#### [EXERCISE INSTRUCTIONS]
Show all lines that include the string "index"; copy each one.
---- GIVEN MATERIAL
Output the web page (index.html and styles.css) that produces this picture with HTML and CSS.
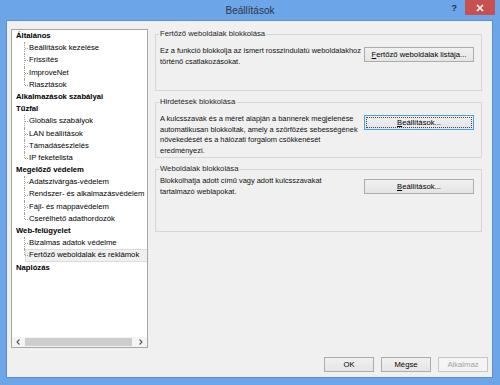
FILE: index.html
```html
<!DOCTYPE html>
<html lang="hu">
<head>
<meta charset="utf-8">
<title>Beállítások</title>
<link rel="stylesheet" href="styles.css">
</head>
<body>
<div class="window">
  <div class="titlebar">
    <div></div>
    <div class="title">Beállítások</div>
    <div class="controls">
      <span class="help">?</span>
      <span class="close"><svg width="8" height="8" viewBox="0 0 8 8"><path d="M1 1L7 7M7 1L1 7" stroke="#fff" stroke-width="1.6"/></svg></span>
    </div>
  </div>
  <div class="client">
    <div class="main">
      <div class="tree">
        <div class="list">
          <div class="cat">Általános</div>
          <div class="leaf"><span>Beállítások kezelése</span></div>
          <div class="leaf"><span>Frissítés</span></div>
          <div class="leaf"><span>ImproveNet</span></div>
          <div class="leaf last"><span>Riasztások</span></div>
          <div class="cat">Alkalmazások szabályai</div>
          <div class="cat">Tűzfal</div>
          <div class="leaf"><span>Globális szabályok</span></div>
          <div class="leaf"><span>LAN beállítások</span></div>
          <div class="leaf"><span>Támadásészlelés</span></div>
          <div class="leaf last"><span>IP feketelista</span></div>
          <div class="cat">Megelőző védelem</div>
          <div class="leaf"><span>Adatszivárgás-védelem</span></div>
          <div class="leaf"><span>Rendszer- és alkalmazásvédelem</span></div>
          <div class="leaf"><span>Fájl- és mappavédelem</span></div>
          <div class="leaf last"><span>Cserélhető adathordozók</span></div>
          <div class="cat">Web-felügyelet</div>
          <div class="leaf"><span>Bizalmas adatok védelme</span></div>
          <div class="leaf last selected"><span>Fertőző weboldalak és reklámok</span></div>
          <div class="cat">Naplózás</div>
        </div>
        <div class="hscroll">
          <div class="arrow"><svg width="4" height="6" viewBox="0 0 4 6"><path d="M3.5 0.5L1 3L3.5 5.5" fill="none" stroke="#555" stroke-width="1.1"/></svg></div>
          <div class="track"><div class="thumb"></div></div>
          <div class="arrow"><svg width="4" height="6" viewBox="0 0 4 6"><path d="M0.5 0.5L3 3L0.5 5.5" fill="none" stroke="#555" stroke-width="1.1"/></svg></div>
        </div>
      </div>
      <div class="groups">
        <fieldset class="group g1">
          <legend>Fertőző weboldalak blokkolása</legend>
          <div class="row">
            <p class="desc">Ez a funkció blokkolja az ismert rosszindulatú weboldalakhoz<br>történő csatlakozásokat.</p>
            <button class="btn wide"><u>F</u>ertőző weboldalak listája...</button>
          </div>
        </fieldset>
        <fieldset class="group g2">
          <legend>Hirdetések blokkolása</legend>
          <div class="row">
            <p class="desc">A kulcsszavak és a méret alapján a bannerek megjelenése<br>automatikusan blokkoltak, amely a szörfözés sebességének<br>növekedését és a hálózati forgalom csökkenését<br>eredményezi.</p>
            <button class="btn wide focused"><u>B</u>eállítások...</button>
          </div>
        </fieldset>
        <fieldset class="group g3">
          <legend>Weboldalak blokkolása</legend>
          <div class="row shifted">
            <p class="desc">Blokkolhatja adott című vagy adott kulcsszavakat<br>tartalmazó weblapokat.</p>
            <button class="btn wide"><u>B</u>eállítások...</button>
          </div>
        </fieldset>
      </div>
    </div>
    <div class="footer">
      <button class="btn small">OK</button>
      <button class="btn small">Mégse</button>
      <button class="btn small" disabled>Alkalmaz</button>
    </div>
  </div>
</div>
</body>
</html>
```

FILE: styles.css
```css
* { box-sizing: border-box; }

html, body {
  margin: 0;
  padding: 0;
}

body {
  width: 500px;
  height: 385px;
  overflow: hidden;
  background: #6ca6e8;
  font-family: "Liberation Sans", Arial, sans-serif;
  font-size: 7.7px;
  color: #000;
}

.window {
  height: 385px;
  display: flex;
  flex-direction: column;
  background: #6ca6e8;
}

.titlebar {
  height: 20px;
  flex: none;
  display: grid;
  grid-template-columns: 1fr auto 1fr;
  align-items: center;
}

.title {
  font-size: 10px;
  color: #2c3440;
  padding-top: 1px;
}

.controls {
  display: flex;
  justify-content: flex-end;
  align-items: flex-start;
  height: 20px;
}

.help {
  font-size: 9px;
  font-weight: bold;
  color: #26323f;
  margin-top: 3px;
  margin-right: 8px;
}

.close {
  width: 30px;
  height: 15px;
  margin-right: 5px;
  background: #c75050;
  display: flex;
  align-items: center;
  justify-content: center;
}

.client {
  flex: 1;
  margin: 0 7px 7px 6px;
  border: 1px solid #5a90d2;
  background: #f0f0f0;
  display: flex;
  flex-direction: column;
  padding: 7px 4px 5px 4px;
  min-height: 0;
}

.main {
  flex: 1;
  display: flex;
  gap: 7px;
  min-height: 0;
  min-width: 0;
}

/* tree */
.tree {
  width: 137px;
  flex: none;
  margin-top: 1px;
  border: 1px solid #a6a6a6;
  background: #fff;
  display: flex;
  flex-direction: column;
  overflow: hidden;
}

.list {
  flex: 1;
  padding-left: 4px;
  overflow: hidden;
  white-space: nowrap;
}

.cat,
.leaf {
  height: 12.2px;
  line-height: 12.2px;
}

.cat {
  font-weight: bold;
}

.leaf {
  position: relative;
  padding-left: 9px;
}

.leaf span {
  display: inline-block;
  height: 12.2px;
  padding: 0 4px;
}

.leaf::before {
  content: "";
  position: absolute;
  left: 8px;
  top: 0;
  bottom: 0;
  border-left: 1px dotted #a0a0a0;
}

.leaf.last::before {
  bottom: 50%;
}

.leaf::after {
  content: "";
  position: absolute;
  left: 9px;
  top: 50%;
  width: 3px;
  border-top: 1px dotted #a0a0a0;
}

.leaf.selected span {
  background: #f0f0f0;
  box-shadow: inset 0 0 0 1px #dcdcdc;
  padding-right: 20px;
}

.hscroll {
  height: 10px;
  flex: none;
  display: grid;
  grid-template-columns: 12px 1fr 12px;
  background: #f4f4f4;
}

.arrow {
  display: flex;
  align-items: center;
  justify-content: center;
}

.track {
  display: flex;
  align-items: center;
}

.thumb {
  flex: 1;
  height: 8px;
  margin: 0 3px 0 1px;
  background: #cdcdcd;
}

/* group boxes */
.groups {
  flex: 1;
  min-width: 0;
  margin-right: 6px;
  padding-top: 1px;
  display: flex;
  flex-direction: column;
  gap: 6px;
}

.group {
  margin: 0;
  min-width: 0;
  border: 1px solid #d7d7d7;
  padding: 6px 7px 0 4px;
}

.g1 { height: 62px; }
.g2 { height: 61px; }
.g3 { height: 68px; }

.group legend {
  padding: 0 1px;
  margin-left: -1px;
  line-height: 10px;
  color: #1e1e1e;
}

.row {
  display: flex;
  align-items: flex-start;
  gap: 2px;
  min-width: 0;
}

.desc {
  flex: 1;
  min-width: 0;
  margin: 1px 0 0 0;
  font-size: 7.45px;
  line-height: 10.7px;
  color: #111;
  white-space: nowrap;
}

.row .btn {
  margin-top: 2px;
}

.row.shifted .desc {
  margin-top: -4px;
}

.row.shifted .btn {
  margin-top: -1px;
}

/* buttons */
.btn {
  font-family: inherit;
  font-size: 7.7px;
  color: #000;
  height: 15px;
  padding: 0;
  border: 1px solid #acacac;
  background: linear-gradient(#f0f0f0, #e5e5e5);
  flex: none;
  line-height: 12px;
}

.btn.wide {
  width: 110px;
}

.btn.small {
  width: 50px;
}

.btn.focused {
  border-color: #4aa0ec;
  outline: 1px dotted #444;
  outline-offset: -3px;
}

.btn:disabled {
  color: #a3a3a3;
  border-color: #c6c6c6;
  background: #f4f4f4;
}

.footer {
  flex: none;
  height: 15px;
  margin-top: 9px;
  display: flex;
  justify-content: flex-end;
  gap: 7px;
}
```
--------
#### [RESPONSE]
Output the web page (index.html and styles.css) that produces this picture with HTML and CSS.
FILE: index.html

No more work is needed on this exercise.